Abstract

This paper develops a distribution class, termed Normal Tempered Stable, by subordinating a drifted Brownian motion through a strictly increasing Tempered Stable process that generalizes the Variance Gamma and the Normal Inverse Gaussian and is used to model the logarithm asset returns. The newly added parameter is to create subclasses for all the distributions discovered in financial market. The empirical test suggests that time series of Technology stock returns in US market reject both the Variance Gamma distribution and the Normal Inverse Gaussian distribution and admit instead another subclass of the Normal Tempered Stable distribution. Furthermore, we introduce stochastic volatilities into the Normal Tempered Stable process and derive explicit formulae for option pricing and hedging by means of the characteristic function based methods.

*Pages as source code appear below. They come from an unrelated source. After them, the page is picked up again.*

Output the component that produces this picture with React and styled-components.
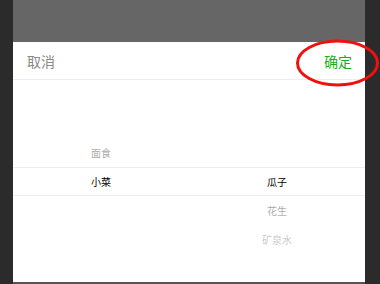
import React from "react";
import styled, { createGlobalStyle } from "styled-components";

const Global = createGlobalStyle`
  html, body { margin: 0; padding: 0; background: #2b2b2b; }
  body { font-family: "Noto Sans CJK SC", "Noto Sans", sans-serif; }
  * { box-sizing: border-box; }
`;

const Frame = styled.div`
  position: relative;
  margin: 0 15px 0 13px;
  height: 284px;
  display: flex;
  flex-direction: column;
  background: #555;
`;

const Backdrop = styled.div`
  height: 42px;
  background: #666;
`;

const Sheet = styled.div`
  height: 240px;
  background: #fff;
  display: flex;
  flex-direction: column;
  overflow: hidden;
`;

const Header = styled.div`
  height: 38px;
  flex: none;
  display: flex;
  align-items: center;
  justify-content: space-between;
  padding: 0 13px 0 14px;
  border-bottom: 1px solid #eee;
  font-size: 14px;
`;

const Action = styled.span`
  color: ${(p) => (p.$primary ? "#1aad19" : "#888")};
  line-height: 1;
`;

const ROW = 29;

const Picker = styled.div`
  position: relative;
  height: ${ROW * 7}px;
  display: flex;
  flex: none;
`;

const Column = styled.div`
  flex: 1;
  display: flex;
  flex-direction: column;
`;

const Item = styled.div`
  height: ${ROW}px;
  line-height: ${ROW}px;
  text-align: center;
  font-size: 10px;
  color: #000;
`;

const Mask = styled.div`
  position: absolute;
  inset: 0;
  pointer-events: none;
  background-image: linear-gradient(180deg, rgba(255,255,255,0.95), rgba(255,255,255,0.6)),
    linear-gradient(0deg, rgba(255,255,255,0.95), rgba(255,255,255,0.6));
  background-position: top, bottom;
  background-size: 100% ${ROW * 3}px;
  background-repeat: no-repeat;
`;

const Indicator = styled.div`
  position: absolute;
  left: 0;
  right: 0;
  top: ${ROW * 3}px;
  height: ${ROW}px;
  border-top: 1px solid #eee;
  border-bottom: 1px solid #eee;
  pointer-events: none;
`;

const Highlight = styled.svg`
  position: absolute;
  left: 282px;
  top: 38px;
  overflow: visible;
`;

const columns = [
  { items: ["面食", "小菜"], selected: 1 },
  { items: ["瓜子", "花生", "矿泉水"], selected: 0 },
];

function PickerColumn({ items, selected }) {
  const offset = 3 - selected;
  return (
    <Column style={{ paddingTop: offset * ROW }}>
      {items.map((t) => (
        <Item key={t}>{t}</Item>
      ))}
    </Column>
  );
}

export default function App() {
  return (
    <>
      <Global />
      <Frame>
        <Backdrop />
        <Sheet>
          <Header>
            <Action>取消</Action>
            <Action $primary>确定</Action>
          </Header>
          <Picker>
            {columns.map((c, i) => (
              <PickerColumn key={i} items={c.items} selected={c.selected} />
            ))}
            <Mask />
            <Indicator />
          </Picker>
        </Sheet>
        <Highlight width="86" height="50" viewBox="0 0 86 50">
          <ellipse cx="42.5" cy="25" rx="40" ry="22" fill="none" stroke="#f01010" strokeWidth="3" />
        </Highlight>
      </Frame>
    </>
  );
}
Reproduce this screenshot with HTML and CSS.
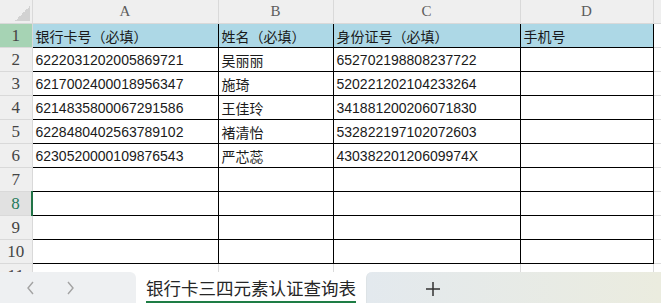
FILE: index.html
```html
<!DOCTYPE html>
<html lang="zh-CN">

<head>
    <meta charset="UTF-8">
    <title>银行卡三四元素认证查询表</title>
    <link rel="stylesheet" href="styles.css">
</head>

<body>
    <div class="sheet">
        <div class="grid-area">
            <table class="grid">
                <colgroup>
                    <col class="c-row">
                    <col class="c-a">
                    <col class="c-b">
                    <col class="c-c">
                    <col class="c-d">
                    <col class="c-e">
                </colgroup>
                <thead>
                    <tr>
                        <th class="corner"></th>
                        <th class="col-head">A</th>
                        <th class="col-head">B</th>
                        <th class="col-head">C</th>
                        <th class="col-head">D</th>
                        <th class="col-head"></th>
                    </tr>
                </thead>
                <tbody>
                    <tr class="title-row">
                        <th class="row-head">1</th>
                        <td>银行卡号（必填）</td>
                        <td>姓名（必填）</td>
                        <td>身份证号（必填）</td>
                        <td>手机号</td>
                        <td class="outside"></td>
                    </tr>
                    <tr>
                        <th class="row-head">2</th>
                        <td>6222031202005869721</td>
                        <td>吴丽丽</td>
                        <td>652702198808237722</td>
                        <td></td>
                        <td class="outside"></td>
                    </tr>
                    <tr>
                        <th class="row-head">3</th>
                        <td>6217002400018956347</td>
                        <td>施琦</td>
                        <td>520221202104233264</td>
                        <td></td>
                        <td class="outside"></td>
                    </tr>
                    <tr>
                        <th class="row-head">4</th>
                        <td>6214835800067291586</td>
                        <td>王佳玲</td>
                        <td>341881200206071830</td>
                        <td></td>
                        <td class="outside"></td>
                    </tr>
                    <tr>
                        <th class="row-head">5</th>
                        <td>6228480402563789102</td>
                        <td>褚清怡</td>
                        <td>532822197102072603</td>
                        <td></td>
                        <td class="outside"></td>
                    </tr>
                    <tr>
                        <th class="row-head">6</th>
                        <td>6230520000109876543</td>
                        <td>严芯蕊</td>
                        <td>43038220120609974X</td>
                        <td></td>
                        <td class="outside"></td>
                    </tr>
                    <tr>
                        <th class="row-head">7</th>
                        <td></td>
                        <td></td>
                        <td></td>
                        <td></td>
                        <td class="outside"></td>
                    </tr>
                    <tr class="active-row">
                        <th class="row-head">8</th>
                        <td class="active-cell"></td>
                        <td></td>
                        <td></td>
                        <td></td>
                        <td class="outside"></td>
                    </tr>
                    <tr>
                        <th class="row-head">9</th>
                        <td></td>
                        <td></td>
                        <td></td>
                        <td></td>
                        <td class="outside"></td>
                    </tr>
                    <tr>
                        <th class="row-head">10</th>
                        <td></td>
                        <td></td>
                        <td></td>
                        <td></td>
                        <td class="outside"></td>
                    </tr>
                    <tr class="last-row">
                        <th class="row-head">11</th>
                        <td></td>
                        <td></td>
                        <td></td>
                        <td></td>
                        <td class="outside"></td>
                    </tr>
                </tbody>
            </table>
        </div>

        <div class="tab-bar">
            <div class="tab-nav">
                <svg width="10" height="14" viewBox="0 0 10 14">
                    <polyline points="7,1 2,7 7,13" fill="none" stroke="#a3a3a3" stroke-width="1.4" />
                </svg>
                <svg width="10" height="14" viewBox="0 0 10 14">
                    <polyline points="3,1 8,7 3,13" fill="none" stroke="#a3a3a3" stroke-width="1.4" />
                </svg>
            </div>
            <div class="tab active">银行卡三四元素认证查询表</div>
            <div class="tab-add">
                <svg width="14" height="14" viewBox="0 0 14 14">
                    <path d="M7 0v14M0 7h14" stroke="#333" stroke-width="1.5" fill="none" />
                </svg>
            </div>
        </div>
    </div>
</body>

</html>
```

FILE: styles.css
```css
html,
body {
    margin: 0;
    padding: 0;
    background-color: #ffffff;
}

body {
    font-family: "Liberation Sans", "Noto Sans CJK SC", sans-serif;
    color: #1a1a1a;
}

.sheet {
    width: 661px;
    height: 303px;
    display: flex;
    flex-direction: column;
    overflow: hidden;
}

.grid-area {
    height: 272px;
    overflow: hidden;
}

/* Spreadsheet grid */
.grid {
    border-collapse: collapse;
    table-layout: fixed;
    width: 673px;
}

.c-row { width: 32px; }
.c-a { width: 186px; }
.c-b { width: 115px; }
.c-c { width: 187px; }
.c-d { width: 133px; }
.c-e { width: 20px; }

.grid th,
.grid td {
    padding: 0;
    height: 23px;
    overflow: hidden;
    white-space: nowrap;
}

.grid td {
    border: 1px solid #000;
    font-size: 14px;
    padding-left: 3px;
    text-align: left;
}

.grid td.outside {
    border-top: 1px solid #dadada;
    border-bottom: 1px solid #dadada;
    border-right: 1px solid #dadada;
}

.col-head {
    height: 21px !important;
    background-color: #efefef;
    border: 1px solid #d9d9d9;
    border-top: none;
    font-family: "Liberation Serif", serif;
    font-weight: normal;
    font-size: 15px;
    color: #5c5c5c;
}

.corner {
    border-right: 1px solid #d9d9d9;
    border-bottom: 1px solid #d9d9d9;
    background: linear-gradient(to top left, #d2d2d2 50%, transparent 50%) right 2px bottom 2px / 15px 15px no-repeat, #efefef;
}

.row-head {
    background-color: #efefef;
    border: 1px solid #d9d9d9;
    border-left: none;
    font-family: "Liberation Serif", serif;
    font-weight: normal;
    font-size: 17px;
    color: #444;
    text-align: center;
}

.title-row td {
    background-color: #add8e6;
}

.title-row td.outside {
    background-color: #ffffff;
}

.title-row .row-head {
    background-color: #a6d3b4;
}

.active-row .row-head {
    background-color: #e1e1e1;
    color: #1f7a5a;
}

.active-cell {
    border-left: 2px solid #217346 !important;
}

.last-row td {
    border-bottom: none;
    border-left: 1px solid #dadada;
    border-right: 1px solid #dadada;
}

.grid tbody tr.last-row td:first-of-type {
    border-top: 1px solid #000;
}

/* Sheet tabs */
.tab-bar {
    height: 31px;
    display: flex;
    align-items: stretch;
}

.tab-nav {
    width: 136px;
    background-color: #eef0f2;
    border-top-right-radius: 6px;
    display: flex;
    align-items: center;
    gap: 29px;
    padding-left: 26px;
    box-sizing: border-box;
}

.tab {
    width: 226px;
    margin-left: 4px;
    font-size: 17.5px;
    color: #262626;
    display: flex;
    align-items: center;
    justify-content: center;
    box-sizing: border-box;
}

.tab.active {
    border-bottom: 2px solid #1e7d45;
    margin-left: 10px;
    width: 210px;
    padding-top: 2px;
}

.tab-add {
    flex: 1;
    margin-left: 10px;
    border-top-left-radius: 6px;
    border-left: 1px solid #dde3e6;
    background: linear-gradient(to right, #e3e9ee, #ebecdf);
    display: flex;
    align-items: center;
    padding-left: 59px;
    padding-top: 2px;
}
```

To answer the question of how well different models work in practice, we investigate four models adopting data on daily equity option prices and obtain several findings from the numerical results. To sum up, the Normal Tempered Stable process with stochastic volatility is able to adequately capture implied volatility dynamics and seen as a superior model relative to the jump-diffusion stochastic volatility model, based on the construction methodology that incorporates more sophisticated and flexible jump structure and the systematic and realistic treatment of volatility dynamics. The Normal Tempered Stable model turns out to have the competitive performance in an efficient manner given that it only requires three parameters.